From: John Conzone (jkconzone@xxxxxxxx)
Date: Tue May 02 2000 - 19:19:22 GMT-3
Okay. Well it just so happens that the design calls for a 6509 with a
MFSC as the core connected to multiple 5500's. So are you saying that the
Virtual interfaces on the 6500 that I'll use to route between VLAN's don't
support CGMP? How will it communciate mutlicast control info with the
5500's? Also, do I ned to enable anything on the other routers connected to
the 6500?
----- Original Message -----
From: "Joel W. Ekis" <jekis@cisco.com>
To: "John Conzone" <jkconzone@home.com>; "ccielab" <ccielab@groupstudy.com>
Sent: Monday, May 01, 2000 9:12 PM
Subject: Re: controlling multicasts in a switched environment
> PIM is used for L3 routing control purposes. To help the switch
understand
> which ports need a specific multicast stream use the following interface
> command 'ip cgmp'. It would be unlikely that you would use CGMP and not
use
> PIM. You can use PIM without CGMP, especially on the C6k - it only does
IGMP
> Snooping.
>
> PIM stands for Protocol-Independent Multicast, it uses any route in the
routing
> table, routing protocol origin is immaterial. IGMP is a group management
> protocol, not a routing protocol.
>
> Joel
>
> Try having a Pale Ale (I prefer Boulevard - local KC beer); great for
> un-freezing brains. ;-)
>
> At 07:44 PM 5/1/2000 -0400, John Conzone wrote:
> >
> > I've been exploring multicast control using CGMP on Catalyst
switches. I
> > see that CGMP is on by default, and creates lists of hosts who have
joined
> > multicast groups and forwards multicast packets only out ports to those
> > hosts. The fast leave feature decreases the time it akes for a host top
be
> > deleted from a group, or is it the time it akes to delet a group.
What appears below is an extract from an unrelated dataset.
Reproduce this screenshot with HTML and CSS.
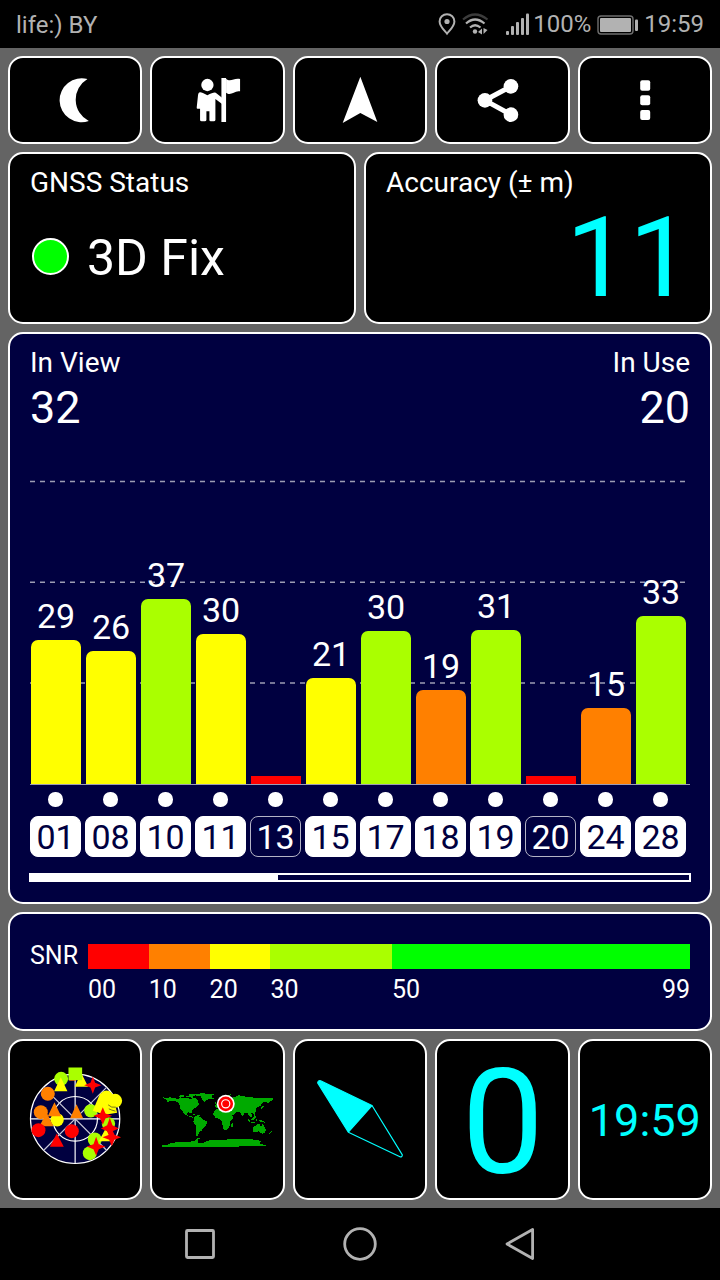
FILE: index.html
```
<!DOCTYPE html>
<html lang="en">

<head>
    <meta charset="UTF-8">
    <meta name="viewport" content="width=device-width, initial-scale=1.0">
    <title>GNSS Status</title>
    <link rel="stylesheet" href="styles.css">
</head>

<body>
    <!-- Status bar -->
    <header class="status-bar">
        <span class="carrier">life:) BY</span>
        <div class="status-icons">
            <svg class="icon-pin" viewBox="0 0 18 24">
                <path d="M9 2.2C5 2.2 1.6 5.2 1.6 9.4C1.6 14 5.5 17.5 9 21.6C12.5 17.5 16.4 14 16.4 9.4C16.4 5.2 13 2.2 9 2.2Z" fill="none" stroke="#b2b2b2" stroke-width="2" />
                <circle cx="9" cy="9.5" r="2.6" fill="#b2b2b2" />
            </svg>
            <svg class="icon-wifi" viewBox="0 0 27 24" fill="none" stroke-width="2.2">
                <path d="M1 7.5Q13 -2.5 25.5 7.5" stroke="#3c3c3c" />
                <path d="M4 11.5Q13 3.5 22.5 11.5" stroke="#b2b2b2" />
                <path d="M8 15.5Q13 11 18.5 15.5" stroke="#b2b2b2" />
                <circle cx="13" cy="19.5" r="2.2" fill="#b2b2b2" />
                <path d="M16 20l4-3.500v6M21.500 16v6l4-4z" fill="#b2b2b2" />
            </svg>
            <svg class="icon-signal" viewBox="0 0 24 24" fill="#b2b2b2">
                <rect x="0" y="18" width="3" height="4" rx="1" />
                <rect x="5" y="13" width="3" height="9" rx="1" />
                <rect x="10" y="9" width="3" height="13" rx="1" />
                <rect x="15" y="5" width="3" height="17" rx="1" />
                <rect x="20" y="0.5" width="3" height="21.5" rx="1" />
            </svg>
            <span class="battery-text">100%</span>
            <svg class="icon-battery" viewBox="0 0 42 20">
                <rect x="1" y="1" width="35" height="18" rx="3" fill="none" stroke="#6e6e6e" stroke-width="1.4" />
                <rect x="3" y="3" width="31" height="14" rx="1" fill="#b2b2b2" />
                <rect x="38" y="4.5" width="3" height="11.5" rx="1" fill="#b2b2b2" />
            </svg>
            <span class="clock">19:59</span>
        </div>
    </header>

    <main class="screen">
        <!-- Toolbar -->
        <nav class="row toolbar">
            <a class="card">
                <svg class="tool-icon" viewBox="133.6 209 180 180">
                    <path d="M261 236A66 66 0 1 0 265 362A72 72 0 0 1 261 236Z" />
                </svg>
            </a>
            <a class="card">
                <svg class="tool-icon" viewBox="562.8 210 180 180">
                    <circle cx="621" cy="255" r="18.500" />
                    <path d="M663 234H677V366H663Z" />
                    <path d="M677 236C690 248 702 232 719 237V274C702 270 692 290 677 278Z" />
                    <path d="M598 277Q602 275 621 286Q640 275 646 278L665 293V312L645 297V360Q645 364 640 364H631Q627 364 627 360V334H618V360Q618 364 613 364H604Q599 364 599 360V326H591Q588 326 589 322L593 284Q594 278 598 277Z" />
                </svg>
            </a>
            <a class="card">
                <svg class="tool-icon" viewBox="120 66 180 180">
                    <path d="M211 86L262 222L211 195L158 225Z" />
                </svg>
            </a>
            <a class="card">
                <svg class="tool-icon" viewBox="547.2 66 180 180">
                    <path d="M664 115L586 157L664 200" fill="none" stroke="#fff" stroke-width="15" />
                    <circle cx="586" cy="157" r="22" />
                    <circle cx="664" cy="115" r="22" />
                    <circle cx="664" cy="200" r="22" />
                </svg>
            </a>
            <a class="card">
                <svg class="tool-icon" viewBox="974.4 66 180 180">
                    <rect x="1050" y="97" width="30" height="31" rx="6" />
                    <rect x="1050" y="142" width="30" height="30" rx="6" />
                    <rect x="1050" y="186" width="30" height="30" rx="6" />
                </svg>
            </a>
        </nav>

        <!-- Fix and accuracy -->
        <section class="row summary">
            <div class="card">
                <h2 class="label">GNSS Status</h2>
                <div class="fix">
                    <span class="fix-light"></span>
                    <span class="fix-text">3D Fix</span>
                </div>
            </div>
            <div class="card">
                <h2 class="label">Accuracy (± m)</h2>
                <div class="accuracy">11</div>
            </div>
        </section>

        <!-- Satellite signal chart -->
        <section class="card satellites">
            <div class="counts">
                <div>
                    <h2 class="label">In View</h2>
                    <div class="count">32</div>
                </div>
                <div class="in-use">
                    <h2 class="label">In Use</h2>
                    <div class="count">20</div>
                </div>
            </div>
            <div class="chart">
                <svg class="grid-lines" viewBox="0 0 660 349" stroke="#9c9cb4" stroke-width="1.5" stroke-dasharray="5 5">
                    <path d="M0 46.4H656M0 147.200H656M0 248H656" />
                </svg>
                <div class="col"><span>29</span><div class="bar yellow" style="height: 144px"></div></div>
                <div class="col"><span>26</span><div class="bar yellow" style="height: 133px"></div></div>
                <div class="col"><span>37</span><div class="bar lime" style="height: 185px"></div></div>
                <div class="col"><span>30</span><div class="bar yellow" style="height: 150px"></div></div>
                <div class="col"><div class="bar none" style="height: 7.5px"></div></div>
                <div class="col"><span>21</span><div class="bar yellow" style="height: 106px"></div></div>
                <div class="col"><span>30</span><div class="bar lime" style="height: 153px"></div></div>
                <div class="col"><span>19</span><div class="bar orange" style="height: 94px"></div></div>
                <div class="col"><span>31</span><div class="bar lime" style="height: 154px"></div></div>
                <div class="col"><div class="bar none" style="height: 7.5px"></div></div>
                <div class="col"><span>15</span><div class="bar orange" style="height: 76px"></div></div>
                <div class="col"><span>33</span><div class="bar lime" style="height: 168px"></div></div>
            </div>
            <ul class="sat-ids">
                <li><b>01</b></li>
                <li><b>08</b></li>
                <li><b>10</b></li>
                <li><b>11</b></li>
                <li><b class="unused">13</b></li>
                <li><b>15</b></li>
                <li><b>17</b></li>
                <li><b>18</b></li>
                <li><b>19</b></li>
                <li><b class="unused">20</b></li>
                <li><b>24</b></li>
                <li><b>28</b></li>
            </ul>
            <div class="scroll-track"><div class="scroll-thumb"></div></div>
        </section>

        <!-- SNR legend -->
        <section class="card snr">
            <span class="snr-title">SNR</span>
            <div class="snr-scale">
                <i class="none"></i>
                <i class="orange"></i>
                <i class="yellow"></i>
                <i class="lime"></i>
                <i class="green"></i>
                <span>00</span>
                <span>10</span>
                <span>20</span>
                <span>30</span>
                <span class="last"><span>50</span><span>99</span></span>
            </div>
        </section>

        <!-- Page tiles -->
        <section class="row tiles">
            <a class="card">
                <svg width="110" height="110" viewBox="0.6 13.5 330 330">
                    <circle cx="166" cy="178" r="134" fill="#000040" />
                    <g fill="none" stroke="#fff" stroke-width="3.5">
                        <circle cx="166" cy="178" r="134" />
                        <circle cx="166" cy="178" r="67" />
                        <path d="M32 178H300M166 44V312" />
                        <path d="M71 83L261 273M261 83L71 273" stroke="#c8c8d8" />
                    </g>
                    <g fill="#aaff00">
                        <circle cx="124" cy="58" r="21" />
                        <circle cx="213" cy="154" r="20" />
                        <circle cx="266" cy="193" r="20" />
                        <circle cx="225" cy="240" r="21" />
                        <circle cx="210" cy="281" r="21" />
                    </g>
                    <g fill="#ff0">
                        <circle cx="112" cy="181" r="20" />
                        <path d="M123 53l20 42h-40zM184 40l21 42h-40zM258 206l20 39h-41z" />
                        <circle cx="260" cy="113" r="20" />
                        <circle cx="286" cy="124" r="21" />
                        <path d="M241 102L281 118L292 160L255 166L219 154Z" />
                    </g>
                    <path d="M265 136q10 10 23 7M267 148q8 4 20 7" stroke="#333320" stroke-width="2" fill="none" />
                    <rect x="146" y="24" width="41" height="38" fill="#aaff00" />
                    <g fill="#ff8000">
                        <circle cx="84" cy="103" r="21" />
                        <circle cx="63" cy="158" r="21" />
                        <path d="M104 128l20 42H84zM80 159l21 41H59zM170 134l20 42h-39z" />
                        <rect x="148" y="62" width="20" height="2" />
                    </g>
                    <g fill="#f00">
                        <circle cx="56" cy="212" r="21" />
                        <circle cx="156" cy="215" r="21" />
                        <path d="M111 222l21 40H90z" />
                        <path d="M219 51l7 19 19 7-19 7-7 19-7-19-19-7 19-7z" />
                        <path d="M249 143l8 19 20 7-20 8-8 19-8-19-20-8 20-7z" />
                        <path d="M270 175l8 22 19 10-19 8-8 19-8-19-19-8 19-10z" />
                        <path d="M276 207l8 19 20 7-20 8-8 19-8-19-20-8 20-7z" />
                        <path d="M229 232l8 22 20 7-20 8-8 19-8-19-20-8 20-7z" />
                    </g>
                </svg>
            </a>
            <a class="card">
                <svg width="130" height="77" viewBox="7.8 3 390 231">
                    <g fill="#00aa00" shape-rendering="crispEdges">
                        <!-- North America -->
                        <path d="M36 52L42 52L42 55L60 52L80 56L110 54L128 58L134 54L142 62L146 72L140 80L130 86L126 92L126 100L122 98L112 97L108 103L114 107L122 108L128 114L118 110L106 105L99 100L96 92L90 88L88 78L84 68L76 64L62 62L50 66L50 60Z" />
                        <path d="M84 48l8-3 8 1v4l-9 3zM105 47h12l-3 5h-7zM117 42l22-1-6 6-9 4 8 5 8 3-8 4-10-10-9-3zM123 102h9l6 3-6 1zM139 105h9v3h-9z" />
                        <!-- Greenland -->
                        <path d="M133 43l18-3 27 1 15 2-7 3-3 9-12 4-9 7-8-8-2-9-18-3z" />
                        <!-- South America -->
                        <path d="M131 110L142 108L152 112L158 119L170 124L168 134L160 143L154 151L148 156L144 164L140 168L136 166L136 152L138 140L132 132L129 124Z" />
                        <path d="M144 174h6v3h-9v6h-3v-6zM136 183h6v5h-6z" />
                        <!-- Europe and Asia -->
                        <path d="M196 84L194 76L200 72L202 66L210 58L222 52L236 56L250 52L262 48L280 49L296 52L320 53L345 54L368 54L369 61L360 62L354 70L345 66L334 68L332 76L322 82L316 84L318 94L310 100L302 100L306 108L300 112L296 106L290 98L282 100L277 109L271 100L264 95L258 96L252 104L242 108L236 98L230 90L222 88L214 84Z" />
                        <path d="M193 66h5v6l3 5-7 1 2-5zM183 55h9v3h-9zM232 46l9-3v3l-7 5zM262 44h8v3h-8zM330 85l6-6 2-7 2 9-8 7z" />
                        <!-- Africa -->
                        <path d="M190 94L198 88L214 89L226 91L236 93L242 106L250 107L247 116L240 124L240 134L234 144L228 150L220 150L217 138L214 124L206 116L196 114L189 104Z" />
                        <path d="M243 131l6-3v7l-4 8-4-3z" />
                        <!-- Islands and Australia -->
                        <path d="M290 115l5 2 7 10-5-1zM302 125h11v3h-11zM304 114l8-5 1 6-4 7-6-2zM317 116h4v8h-5zM309 100h5v7l5 4-4 3-5-8zM325 119l12 3 7 6-8-1-10-3z" />
                        <path d="M307 142l8-5 7-5 7 1v5l5 1 2-7 6 8 5 9-3 8-7 5-8-5-5-3-14 3-3-5z" />
                        <path d="M361 151l5 4-3 2zM358 157h4l-3 5h-4z" />
                        <!-- Antarctica -->
                        <path d="M36 201v-6h15l11-6 15-2 9-2 24 1 15-2 10-3 6-5 3 3-5 8 17 3 11-6 15-4 20-1 20 1 18-3 21 1 15-2 30 2 18 3 9 4-6 5 15 5h6v4z" />
                    </g>
                    <circle cx="226" cy="71.5" r="27" fill="#fff" />
                    <circle cx="226" cy="71.5" r="18" fill="#fff" stroke="#f00" stroke-width="8" />
                    <circle cx="226" cy="71.5" r="10.5" fill="#f00" />
                </svg>
            </a>
            <a class="card">
                <svg width="120" height="120" viewBox="30 58.5 360 360" stroke="#0ff" stroke-width="3.5" stroke-linejoin="round">
                    <path d="M83 130Q84 122 92 124L246 198L175 278Z" fill="#0ff" />
                    <path d="M246 198L337 346Q337 353 330 352L175 278" fill="none" />
                </svg>
            </a>
            <a class="card"><span class="speed">0</span></a>
            <a class="card"><span class="time">19:59</span></a>
        </section>
    </main>

    <!-- System navigation -->
    <footer class="nav-bar">
        <svg viewBox="0 0 40 40"><rect x="6.5" y="6.5" width="27" height="27" rx="1" /></svg>
        <svg viewBox="0 0 40 40"><circle cx="20" cy="20" r="15.3" /></svg>
        <svg viewBox="0 0 40 40"><path d="M32.6 5.5V34.5L7 20Z" /></svg>
    </footer>
</body>

</html>
```
FILE: styles.css
```
/* Global Styles */

* {
    box-sizing: border-box;
    margin: 0;
    padding: 0;
}

body {
    width: 720px;
    height: 1280px;
    background-color: #000000;
    color: #ffffff;
    font-family: Roboto, sans-serif;
    display: flex;
    flex-direction: column;
    overflow: hidden;
}

svg {
    display: block;
    flex-shrink: 0;
}

/* Status Bar */

.status-bar {
    height: 48px;
    padding: 0 16px;
    display: flex;
    justify-content: space-between;
    color: #b2b2b2;
    font-size: 24px;
    line-height: 50px;
}

.status-icons {
    display: flex;
    align-items: center;
}

.icon-pin {
    width: 18px;
    height: 24px;
}

.icon-wifi {
    width: 27px;
    height: 24px;
    margin-left: 6px;
}

.icon-signal {
    width: 24px;
    height: 24px;
    margin: 2px 3px 0 17px;
}

.icon-battery {
    width: 42px;
    height: 20px;
    margin: 1px 5px 0 6px;
}

/* Cards */

.screen {
    height: 1160px;
    padding: 8px;
    background-color: #646464;
    display: flex;
    flex-direction: column;
    gap: 8px;
}

.row {
    display: flex;
    gap: 8px;
}

.row .card {
    flex: 1;
    min-width: 0;
}

.card {
    background-color: #000000;
    border: 2px solid #ffffff;
    border-radius: 15px;
}

.label {
    font-size: 28px;
    font-weight: normal;
    line-height: 33px;
}

.toolbar {
    height: 88px;
}

.toolbar .card,
.tiles .card {
    display: flex;
    justify-content: center;
    align-items: center;
}

.tool-icon {
    width: 60px;
    height: 60px;
    fill: #ffffff;
}

.summary {
    height: 171.6px;
}

.summary .card {
    padding: 12px 20px 0;
}

.fix {
    margin-top: 29px;
    display: flex;
    align-items: center;
    gap: 18px;
}

.fix-light {
    width: 37px;
    height: 37px;
    margin: 0 0 4px 2px;
    background-color: #00ff00;
    border: 2px solid #ffffff;
    border-radius: 50%;
}

.fix-text {
    font-size: 50px;
    line-height: 60px;
}

.accuracy {
    margin: 9px -2px 0 0;
    color: #00ffff;
    font-size: 112px;
    line-height: 100px;
    text-align: right;
}

/* Satellites */

.satellites,
.snr {
    background-color: #000040;
}

.satellites {
    height: 572.4px;
    padding: 12px 20px 0;
}

.counts {
    display: flex;
    justify-content: space-between;
}

.in-use {
    text-align: right;
}

.count {
    margin-top: 2px;
    font-size: 45px;
    line-height: 54px;
}

.chart {
    position: relative;
    height: 350.4px;
    padding-left: 1px;
    border-bottom: 1px solid #9c9cb4;
    display: flex;
    align-items: flex-end;
    gap: 5px;
}

.grid-lines {
    position: absolute;
    left: 0;
    top: 0;
    width: 660px;
    height: 349px;
}

.col {
    position: relative;
    width: 50px;
    text-align: center;
    font-size: 34px;
    line-height: 41px;
}

.col span {
    display: block;
    margin-bottom: 2.5px;
}

.bar {
    border-radius: 7px 7px 0 0;
}

.bar.none {
    border-radius: 0;
}

.none {
    background-color: #ff0000;
}

.orange {
    background-color: #ff8000;
}

.yellow {
    background-color: #ffff00;
}

.lime {
    background-color: #aaff00;
}

.green {
    background-color: #00ff00;
}

.sat-ids {
    list-style: none;
    margin-top: 7.5px;
    display: flex;
    gap: 4px;
}

.sat-ids li {
    width: 51px;
}

.sat-ids li::before {
    content: "";
    display: block;
    width: 14.4px;
    height: 14.4px;
    margin: 0 auto 9.6px;
    background-color: #ffffff;
    border-radius: 50%;
}

.sat-ids b {
    display: block;
    height: 41px;
    background-color: #ffffff;
    border: 1px solid #ffffff;
    border-radius: 8px;
    color: #000040;
    font-size: 34px;
    font-weight: normal;
    line-height: 40px;
    text-align: center;
}

.sat-ids .unused {
    background-color: #000040;
    border-color: #b4b4c6;
    color: #ffffff;
}

.scroll-track {
    height: 9px;
    margin: 16px -1px 0;
    border: 2px solid #ffffff;
}

.scroll-thumb {
    width: 247px;
    height: 5px;
    background-color: #ffffff;
}

/* SNR Legend */

.snr {
    height: 119px;
    padding: 30.5px 20px 0;
    display: flex;
    font-size: 25px;
}

.snr-title {
    width: 58px;
    line-height: 24px;
}

.snr-scale {
    flex: 1;
    display: grid;
    grid-template-columns: 10fr 10fr 10fr 20fr 49fr;
    grid-template-rows: 24.5px 29px;
    row-gap: 6px;
    line-height: 30px;
}

.last {
    display: flex;
    justify-content: space-between;
}

/* Tiles */

.tiles {
    height: 161px;
    color: #00ffff;
}

.speed {
    font-size: 147px;
    line-height: 140px;
    margin-top: 7px;
    margin-left: 1px;
}

.time {
    font-size: 45px;
    line-height: 50px;
    margin-top: 4px;
}

/* Navigation Bar */

.nav-bar {
    height: 72px;
    display: flex;
    justify-content: center;
    align-items: center;
    gap: 120px;
}

.nav-bar svg {
    width: 40px;
    height: 40px;
    fill: none;
    stroke: #b2b2b2;
    stroke-width: 2.8;
    stroke-linejoin: round;
}
```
> > Anyway, my real question is that all the documentation states that
this
> > must work in conjunction with a router enabled with CGMP. Does this mean
a
> > router with PIM enabled on its interfaces? I'm a little confused. I
thought
> > PIM used IGMP.
> > Or can you enable CGMP on routers without PIM. OR does PIM invoke both?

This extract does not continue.